もうひとつもCTG既存タイトルのHoplomachus Victorum。
こちらはアリーナ形式のバトルもので、ピラミッド型に配置されたデッキを渡り歩いて中ボスを倒し、全員倒したらメインのボスに挑むという内容。
こちらは最初からすべてのダイスが使えるわけではなく勧誘して使用できるダイスを増やすという要素があるのと、敵を倒すとボスがパワーアップするInfluenceが蓄積されていくので、パワーアップの見切りをつけて中ボス~メインボスにいつ挑むかという戦略的要素がカギとなっている。
この中では(もともとのひいき目もあると思うが)Too Many Bonesが一番気に入った。
バトル以外にもできることがあって戦闘一辺倒ではないところと、ダイスのハズレの目にも使い道があるところが、ダイスゲームとしての面白さを増していたと感じられる点が大きかったかな。
全体的な感想としては、ダイスの面が当たりかハズレしかないので運任せ感が強いところ、ダイス目操作の能力があまりなく(基本振り直しで何とかするスタイル)、ハズレ面に価値があるのはTMBのみというところ(ほかのセットにもハズレ面が使用できるアイテムやスキルがあるが限定的)はかなり致命的なのではと感じた。
基本システムが多少問題があっても、ダイスの使用方法にバリエーションがあれば追加ルールなどでフォローしようがあるのだが、ダイスの刻印自体はどうやっても変えられないのでゲームシステムに限界が来るのが早いのではないかという心配が付きまとってしまう。
(これは同様のダイスゲーム、クォーリアーズでもあった問題で、初期セットにバランスの悪いダイスが含まれていたせいで、最後まで拡張ではフォローしきれないいびつさが残ってしまった)

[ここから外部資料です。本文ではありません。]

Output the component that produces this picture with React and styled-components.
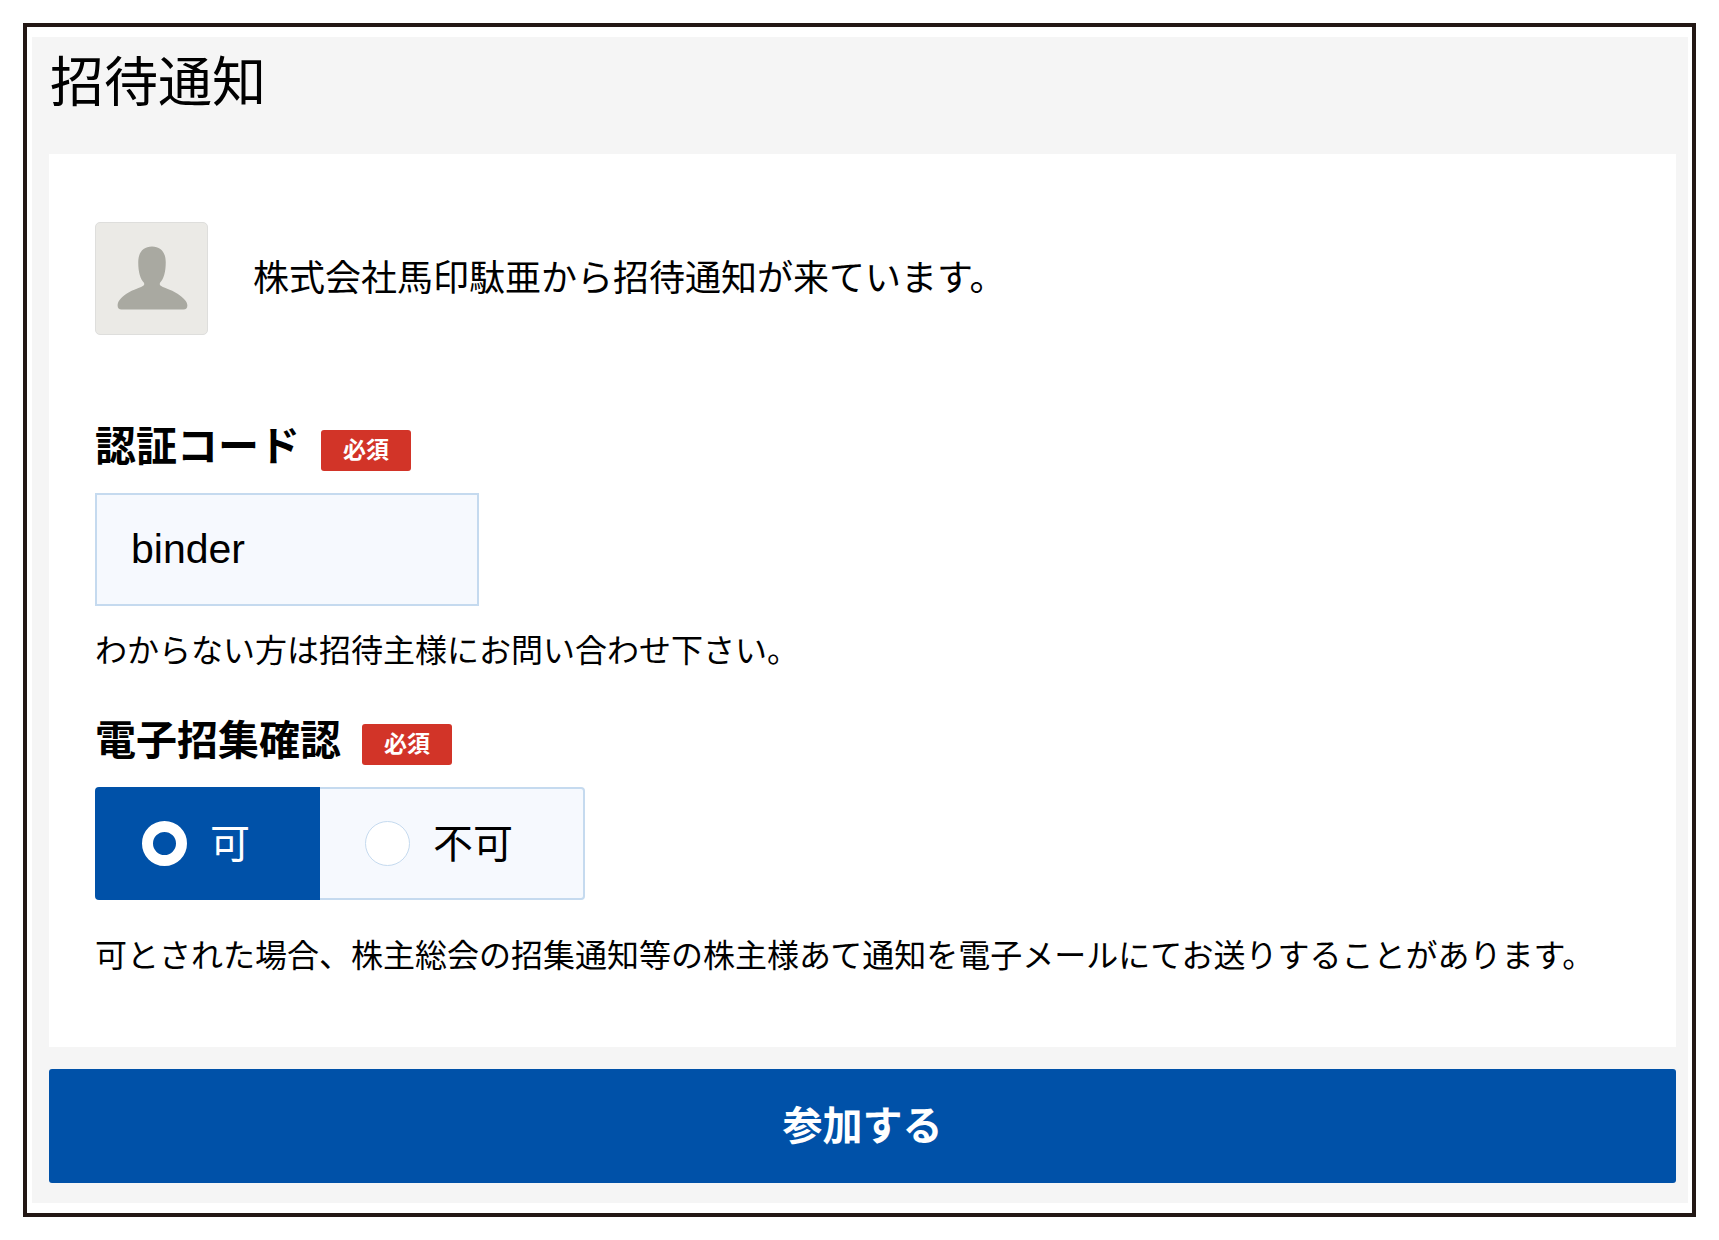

さらに、カードに特殊ルールが記載されるという性質上、字が細かくなりがちで言語依存性も高く、それでも小さいスペースに収める都合上文字数が限られるせいで「この時はどうするの?」的な疑問が出やすく、なかなかスムーズなプレイがしづらいところも気になった。

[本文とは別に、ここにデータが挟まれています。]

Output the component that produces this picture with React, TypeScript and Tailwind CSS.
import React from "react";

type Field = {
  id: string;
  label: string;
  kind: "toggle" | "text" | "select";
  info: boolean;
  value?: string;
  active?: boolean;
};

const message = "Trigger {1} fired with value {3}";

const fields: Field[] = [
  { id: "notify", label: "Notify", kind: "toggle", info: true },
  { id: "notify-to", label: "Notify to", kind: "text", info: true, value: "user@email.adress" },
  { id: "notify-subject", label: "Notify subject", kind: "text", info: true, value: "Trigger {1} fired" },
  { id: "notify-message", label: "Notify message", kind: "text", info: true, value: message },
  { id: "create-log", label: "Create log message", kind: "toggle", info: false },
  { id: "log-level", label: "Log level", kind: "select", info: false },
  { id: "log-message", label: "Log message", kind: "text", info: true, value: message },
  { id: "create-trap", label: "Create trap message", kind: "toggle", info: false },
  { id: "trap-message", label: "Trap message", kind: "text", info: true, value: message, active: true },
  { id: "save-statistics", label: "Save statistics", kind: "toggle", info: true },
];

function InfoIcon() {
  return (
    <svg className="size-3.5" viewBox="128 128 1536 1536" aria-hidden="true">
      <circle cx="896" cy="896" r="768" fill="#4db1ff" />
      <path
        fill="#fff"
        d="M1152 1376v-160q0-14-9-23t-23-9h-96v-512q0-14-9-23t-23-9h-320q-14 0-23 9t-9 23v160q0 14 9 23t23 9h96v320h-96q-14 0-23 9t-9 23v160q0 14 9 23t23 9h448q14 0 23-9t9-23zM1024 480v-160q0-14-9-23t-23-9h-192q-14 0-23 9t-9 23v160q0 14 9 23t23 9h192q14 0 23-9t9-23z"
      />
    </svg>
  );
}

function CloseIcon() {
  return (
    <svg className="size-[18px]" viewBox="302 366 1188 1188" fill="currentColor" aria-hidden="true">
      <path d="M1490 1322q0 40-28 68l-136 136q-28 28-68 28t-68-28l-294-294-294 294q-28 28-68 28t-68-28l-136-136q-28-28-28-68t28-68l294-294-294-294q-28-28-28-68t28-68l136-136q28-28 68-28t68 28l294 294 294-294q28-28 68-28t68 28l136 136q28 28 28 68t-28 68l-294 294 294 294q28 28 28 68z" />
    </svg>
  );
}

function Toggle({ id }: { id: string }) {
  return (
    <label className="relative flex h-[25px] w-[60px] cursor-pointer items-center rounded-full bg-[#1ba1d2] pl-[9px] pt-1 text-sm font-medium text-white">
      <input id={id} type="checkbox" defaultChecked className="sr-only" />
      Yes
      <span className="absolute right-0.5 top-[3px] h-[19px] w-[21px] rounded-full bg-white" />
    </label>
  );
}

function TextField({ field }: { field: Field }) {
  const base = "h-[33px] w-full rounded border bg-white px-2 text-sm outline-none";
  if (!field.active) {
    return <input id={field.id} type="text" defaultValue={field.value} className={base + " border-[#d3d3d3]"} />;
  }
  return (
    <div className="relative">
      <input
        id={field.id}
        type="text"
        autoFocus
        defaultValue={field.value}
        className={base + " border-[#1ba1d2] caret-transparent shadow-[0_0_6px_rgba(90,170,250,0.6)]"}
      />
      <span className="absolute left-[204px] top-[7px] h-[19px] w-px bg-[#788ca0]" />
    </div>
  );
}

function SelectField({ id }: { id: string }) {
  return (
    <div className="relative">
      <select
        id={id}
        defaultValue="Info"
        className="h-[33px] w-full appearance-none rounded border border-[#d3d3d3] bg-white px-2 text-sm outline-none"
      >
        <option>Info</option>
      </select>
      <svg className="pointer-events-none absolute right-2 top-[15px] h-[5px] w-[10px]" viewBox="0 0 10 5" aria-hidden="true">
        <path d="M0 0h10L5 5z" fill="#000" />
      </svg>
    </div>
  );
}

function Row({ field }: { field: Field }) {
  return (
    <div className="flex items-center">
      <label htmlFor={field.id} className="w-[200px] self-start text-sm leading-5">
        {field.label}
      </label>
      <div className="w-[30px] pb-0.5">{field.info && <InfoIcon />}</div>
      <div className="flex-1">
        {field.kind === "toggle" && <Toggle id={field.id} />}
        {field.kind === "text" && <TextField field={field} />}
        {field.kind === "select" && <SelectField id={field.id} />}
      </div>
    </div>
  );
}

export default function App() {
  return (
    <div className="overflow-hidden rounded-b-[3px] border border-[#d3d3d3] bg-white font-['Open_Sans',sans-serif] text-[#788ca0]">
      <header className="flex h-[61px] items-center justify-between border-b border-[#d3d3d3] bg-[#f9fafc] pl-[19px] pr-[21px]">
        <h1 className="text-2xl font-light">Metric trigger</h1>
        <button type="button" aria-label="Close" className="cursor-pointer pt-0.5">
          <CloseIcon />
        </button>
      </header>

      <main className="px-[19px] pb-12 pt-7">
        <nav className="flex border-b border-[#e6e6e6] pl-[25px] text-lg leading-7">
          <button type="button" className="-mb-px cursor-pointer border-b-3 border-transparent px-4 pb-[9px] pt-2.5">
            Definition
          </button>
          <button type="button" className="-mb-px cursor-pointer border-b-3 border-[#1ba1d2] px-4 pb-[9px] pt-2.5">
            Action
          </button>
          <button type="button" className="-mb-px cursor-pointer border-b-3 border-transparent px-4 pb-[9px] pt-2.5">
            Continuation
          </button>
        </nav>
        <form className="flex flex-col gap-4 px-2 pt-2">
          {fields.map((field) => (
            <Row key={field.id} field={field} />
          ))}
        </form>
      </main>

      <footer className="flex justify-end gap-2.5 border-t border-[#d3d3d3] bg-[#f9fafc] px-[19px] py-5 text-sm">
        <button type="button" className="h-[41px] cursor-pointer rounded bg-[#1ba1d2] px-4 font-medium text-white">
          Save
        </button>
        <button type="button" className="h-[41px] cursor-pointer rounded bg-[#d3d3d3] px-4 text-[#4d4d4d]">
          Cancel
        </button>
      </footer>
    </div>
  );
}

また、ルールブックが基本のものと各テーマセットのもので2つに分かれていて、それぞれキャラメルボックス状のカードパッケージに入る小さいタイプなので(基本ルールはミニブックタイプ、各テーマセットは折りたたんだ1枚のシート)参照しづらく、2つを見比べながらプレイする際の遊びやすさに支障が出ていると感じた。
気になる点ばかり書いてしまったが、それでもCTGならではの質の高いコンポーネント(すべてのカードがプラスチック製で、SSのものはすべてのカードが箔押し仕様になっている、単なるカウンターにしか使わないチップが他の製品と同じくウェイトが入った本格的なポーカーチップクオリティ、初回版はトラブルがあって溶剤の匂いが抜けていないのと、ラメが偏ってしまって一部目が見づらいものがあるものの、見目の良いカスタムダイスなどなど)、一つのダイスセットでさまざまに遊べる汎用性など、いいところも無論たくさん存在する。
ただ、やはりクラウドファンディングに参加した自分としては、CTGならではの面白さを期待していたわけで、そこそこの面白さ(あくまで主観)では納得度が低くなってしまうのは仕方がないところだろう。
Too Many Bonesやほかのシリーズとまでは行かないものの、やはり高価になりがちなコンポーネントを使用しているというところからも、やはり日本語でのリリースはあまり期待できないが(ワンチャンくらいはあるかも)、ローカライズされれば遊びやすさは飛躍的に向上すると思われるので、なんとか期待したいところ。